Copa started an ultra-low-cost carrier. Are you involved in that?
Wingo started Dec. 1, under our sister company, Copa Colombia. It doesn’t feed our operations, but we provide 100% maintenance support to Wingo.
I configured the airplanes with my engineering hat—and of course, with my engineering staff. We were in charge of getting the airplanes ready because of the different configurations. Believe it or not, we were able to reconfigure them in a 4-5-month period.
The first configuration we outsourced because we don’t have a 145 FAR certification for the heavy in Panama yet. We can get it, but the time hasn’t been right for us to go after it. We will probably pursue it after we get our new hangar. So we did the first one outside to get the STC, and the rest happened in-house.
What are you doing to get ready for the MAX?
We’re 95% of the way there. We pretty much know what the airplane is going to look like. What it’s going to have, inside and out. We’re well ahead of schedule on having it ready.
The training is all scheduled for this year, but we had the training planned and ready before the end of last year. We have to work on the recommended spare-parts list and see what parts and what tools we need to bring in-house.
Anything else going on?
Our concentration is on the 737 MAX. Wingo was a good project—a huge project for us last year.

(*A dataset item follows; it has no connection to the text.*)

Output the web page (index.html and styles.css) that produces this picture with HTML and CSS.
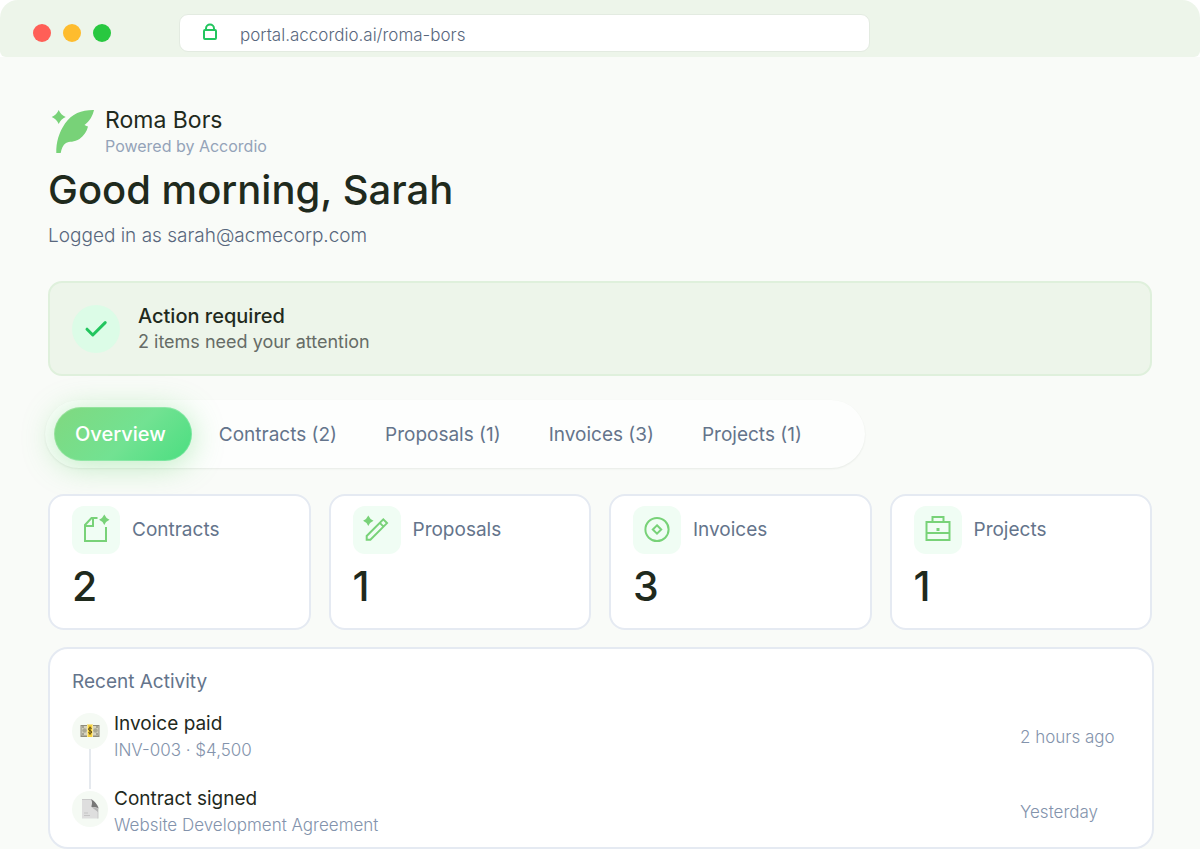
FILE: index.html
```html
<!DOCTYPE html>
<html lang="en">
<head>
<meta charset="utf-8">
<meta name="viewport" content="width=device-width, initial-scale=1">
<title>Roma Bors client portal</title>
<link rel="stylesheet" href="styles.css">
</head>
<body>
<header class="browser-bar">
  <div class="lights"><span class="light red"></span><span class="light yellow"></span><span class="light green"></span></div>
  <div class="address">
    <svg class="lock" viewBox="0 0 16 18" aria-hidden="true"><rect x="2" y="7" width="12" height="9" rx="1"/><path d="M4 7V5.500a4 4 0 0 1 8 0V7"/></svg>
    <span>portal.accordio.ai/roma-bors</span>
  </div>
</header>
<main class="portal">
  <div class="brand">
    <svg class="logo" viewBox="0 0 48 48" aria-hidden="true"><path d="M46 4C34 3.800 24 7.500 17 17.500C11 26.500 8 36 8.300 47H12.700C13.500 43 14.800 39 18 37C21 35.200 26.500 36.500 31.500 33C36 29.800 39 25 40 20.500C39 20.300 38 19.800 36.500 19C41.500 15.500 44.500 10 46 4Z"/><path d="M10.700 4Q12.800 8.900 17.700 11Q12.800 13.100 10.700 18Q8.600 13.100 3.700 11Q8.600 8.900 10.700 4Z"/></svg>
    <div>
      <p class="brand-name">Roma Bors</p>
      <p class="brand-sub">Powered by Accordio</p>
    </div>
  </div>
  <h1 class="greeting">Good morning, Sarah</h1>
  <p class="login">Logged in as sarah@acmecorp.com</p>

  <section class="alert">
    <svg class="check" viewBox="0 0 48 48" aria-hidden="true"><circle cx="24" cy="24" r="24"/><path d="M15 24.200L20.800 30L33.200 17.600"/></svg>
    <div>
      <h2 class="alert-title">Action required</h2>
      <p class="alert-text">2 items need your attention</p>
    </div>
  </section>

  <nav class="tabs">
    <button class="tab active" type="button">Overview</button>
    <button class="tab" type="button">Contracts (2)</button>
    <button class="tab" type="button">Proposals (1)</button>
    <button class="tab" type="button">Invoices (3)</button>
    <button class="tab" type="button">Projects (1)</button>
  </nav>

  <section class="stats">
    <article class="stat">
      <div class="stat-head">
        <svg class="tile" viewBox="0 0 48 48" aria-hidden="true"><path class="line" d="M34 21V35H13V19L19.500 12H25.500M13 20H21V12"/><path class="solid" d="M32.300 8.500Q33.800 12.200 37.500 13.700Q33.800 15.200 32.300 18.900Q30.800 15.200 27.100 13.700Q30.800 12.200 32.300 8.500Z"/></svg>
        <h3 class="stat-label">Contracts</h3>
      </div>
      <p class="stat-value">2</p>
    </article>
    <article class="stat">
      <div class="stat-head">
        <svg class="tile" viewBox="0 0 48 48" aria-hidden="true"><path class="line" d="M13.700 33.700V30L30.300 13.400L34 17.100L17.400 33.700ZM26.800 16.900L30.500 20.600"/><path class="solid" d="M15.300 9.500Q16.800 13.200 20.500 14.700Q16.800 16.200 15.300 19.900Q13.800 16.200 10.100 14.700Q13.800 13.200 15.300 9.500Z"/></svg>
        <h3 class="stat-label">Proposals</h3>
      </div>
      <p class="stat-value">1</p>
    </article>
    <article class="stat">
      <div class="stat-head">
        <svg class="tile" viewBox="0 0 48 48" aria-hidden="true"><circle class="line" cx="24" cy="23.500" r="11.600"/><path class="line" d="M24 19.300L28.200 23.500L24 27.700L19.800 23.500Z"/></svg>
        <h3 class="stat-label">Invoices</h3>
      </div>
      <p class="stat-value">3</p>
    </article>
    <article class="stat">
      <div class="stat-head">
        <svg class="tile" viewBox="0 0 48 48" aria-hidden="true"><path class="line" d="M12.500 16H35.500V34H12.500ZM12.500 27H35.500M18.500 16V11H29.500V16"/><path class="solid" d="M22.500 22H25.500V25H22.500Z"/></svg>
        <h3 class="stat-label">Projects</h3>
      </div>
      <p class="stat-value">1</p>
    </article>
  </section>

  <section class="activity">
    <h2 class="activity-title">Recent Activity</h2>
    <div class="feed">
      <div class="rail">
        <span class="dot">
          <svg class="glyph" viewBox="0 0 20 20" aria-hidden="true"><rect x="0.500" y="4" width="19" height="12" fill="#8f8c7c"/><rect x="1.500" y="5" width="17" height="9.500" fill="#d5d2bf"/><circle cx="4.500" cy="9.500" r="2.300" fill="#aaa894"/><circle cx="15.500" cy="9.500" r="2.300" fill="#aaa894"/><path d="M2 6h2M2 13h2M16 6h2M16 13h2" stroke="#777568"/><rect x="7" y="3.500" width="6" height="12.500" fill="#f6d13d"/><path d="M7.500 3.500V16M12.500 3.500V16" stroke="#fbe89a"/><path d="M11.700 7.500C11 6.500 8.500 6.600 8.500 8.200C8.500 10 11.700 9.200 11.700 11.100C11.700 12.700 9 12.700 8.300 11.500M10 5.500V13.800" stroke="#5c4a12" fill="none"/></svg>
        </span>
        <span class="connector"></span>
        <span class="dot">
          <svg class="glyph" viewBox="0 0 20 20" aria-hidden="true"><path d="M2 0.500H12L18 8V19.500H2Z" fill="#dedede"/><path d="M2 0.500H12L18 8V19.500" fill="none" stroke="#c9c9c9"/><path d="M11 0.500C13 3 11.500 6 11.500 8C14 8.500 16.500 7.500 18.500 9.500C18 6 14 1.500 11 0.500Z" fill="#777"/><path d="M12 8.500C15 9 17 8.500 18 10V13Z" fill="#b5b5b5"/><path d="M4 14H8M4 16.500H10" stroke="#c4c4c4"/></svg>
        </span>
      </div>
      <ul class="events">
        <li class="event">
          <div><p class="event-title">Invoice paid</p><p class="event-sub">INV-003 · $4,500</p></div>
          <time class="event-time">2 hours ago</time>
        </li>
        <li class="event">
          <div><p class="event-title">Contract signed</p><p class="event-sub">Website Development Agreement</p></div>
          <time class="event-time">Yesterday</time>
        </li>
      </ul>
    </div>
  </section>
</main>
</body>
</html>
```
FILE: styles.css
```css
* { box-sizing: border-box; }
body { min-height: 100vh; margin: 0; background: #fff; color: #1f2a1d; font-family: Inter, "Noto Sans", sans-serif; }
h1, h2, h3, p, ul { margin: 0; padding: 0; font-weight: 400; list-style: none; }

.browser-bar { display: flex; align-items: center; gap: 68px; height: 57px; padding: 9px 32px 0 33px; background: #edf5ea; border-radius: 18px 18px 6px 6px; }
.lights { display: flex; gap: 12px; }
.light { width: 18px; height: 18px; border-radius: 50%; }
.red { background: #ff5f57; }
.yellow { background: #febc2e; }
.green { background: #28c840; }
.address { display: flex; flex: 1; align-items: center; gap: 22px; max-width: 691px; height: 38px; padding: 3px 22px 0; background: #fff; border: 1px solid #e3ebe1; border-radius: 9px; color: #58677d; font-size: 17px; font-weight: 300; }
.lock { width: 16px; height: 18px; margin-bottom: 6px; fill: none; stroke: #22c55e; stroke-width: 2; }

.portal { padding: 48px 48px 0; background: #f9fbf8; }
.brand { display: flex; gap: 9px; }
.logo { width: 48px; height: 48px; margin-top: 1px; fill: #78d278; }
.brand-name { font-size: 23px; line-height: 30px; }
.brand-sub { color: #94a3b8; font-size: 16px; line-height: 22px; }
.greeting { margin-top: 3px; font-size: 40px; font-weight: 500; line-height: 60px; }
.login { color: #58677d; font-size: 19px; font-weight: 300; line-height: 32px; }

.alert { display: flex; align-items: center; gap: 18px; margin-top: 29px; padding: 20px 22px 19px; background: #edf5ea; border: 2px solid #dff0dc; border-radius: 14px; }
.check { width: 48px; height: 48px; fill: #dcfce7; }
.check path { fill: none; stroke: #22c55e; stroke-width: 3; stroke-linecap: round; stroke-linejoin: round; }
.alert-title { font-size: 20px; font-weight: 500; line-height: 26px; }
.alert-text { color: #666c66; font-size: 18px; line-height: 26px; }

.tabs { display: flex; align-items: center; max-width: 820px; margin: 24px 0 0 -3px; padding: 7px 9px; border-radius: 35px; background: #fdfefd; box-shadow: 0 1px 2px rgba(30, 50, 30, 0.08); }
.tab { height: 54px; padding: 0 24px; border: 0; border-radius: 27px; background: none; color: #64748b; font-family: inherit; font-size: 19px; }
.active { margin-right: 3px; padding: 0 26px 0 21px; background: linear-gradient(135deg, #80d87f 0%, #72e292 55%, #4ade80 100%); box-shadow: 0 4px 32px rgba(90, 210, 100, 0.4), inset 0 0 0 1px rgba(255, 255, 255, 0.2); color: #fff; font-size: 20px; font-weight: 500; }

.stats { display: grid; grid-template-columns: repeat(4, 1fr); gap: 18px; margin-top: 26px; }
.stat { padding: 10px 22px 12px; background: #fff; border: 2px solid #e5eaf2; border-radius: 16px; }
.stat-head { display: flex; align-items: center; gap: 12px; }
.tile { width: 48px; height: 48px; border-radius: 12px; background: #f0fdf4; }
.line { fill: none; stroke: #78d278; stroke-width: 2; }
.solid { fill: #78d278; }
.stat-label { color: #64748b; font-size: 19px; line-height: 24px; }
.stat-value { margin-top: 2px; font-size: 41px; font-weight: 500; line-height: 60px; }

.activity { margin: 17px -2px -9px 0; padding: 18px 22px 9px; background: #fff; border: 2px solid #e5eaf2; border-radius: 20px; }
.activity-title { color: #64748b; font-size: 19px; line-height: 30px; }
.feed { display: flex; gap: 6px; margin-top: 14px; }
.rail { display: flex; flex-direction: column; align-items: center; padding-top: 2px; }
.dot { display: grid; place-items: center; width: 36px; height: 36px; border-radius: 50%; background: #f5faf4; }
.glyph { width: 20px; height: 20px; }
.connector { width: 2px; height: 40px; margin-bottom: 2px; background: #e5e9ee; }
.events { display: flex; flex: 1; flex-direction: column; gap: 23px; }
.event { display: flex; align-items: center; justify-content: space-between; gap: 24px; }
.event-title { font-size: 19px; line-height: 26px; }
.event-sub, .event-time { color: #8393ac; font-size: 17px; font-weight: 300; line-height: 26px; }
.event-time { width: 110px; white-space: nowrap; }
```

But this year, our concentration is on advancing the hangar, getting the MAX finished, and implementing Mxi. That is a lot of exciting stuff, because right after the Mxi implementation, we will be going into maintenance program escalations. That is another challenge. Our plates are full, but we’re enjoying it.
Tell me more about the maintenance program escalation.
There are possibilities to escalate and extend the A checks and ultimately C checks. We’re waiting for Mxi to be implemented, so we can take advantage of escalating those checks to longer intervals. Right now, we are working with United for the 737s. So we can only escalate if they’re escalating. Our maintenance programs are very close.
United is writing the maintenance program. We piggyback on them about 90-95%. Once we bring that in-house, we can accelerate the escalation process.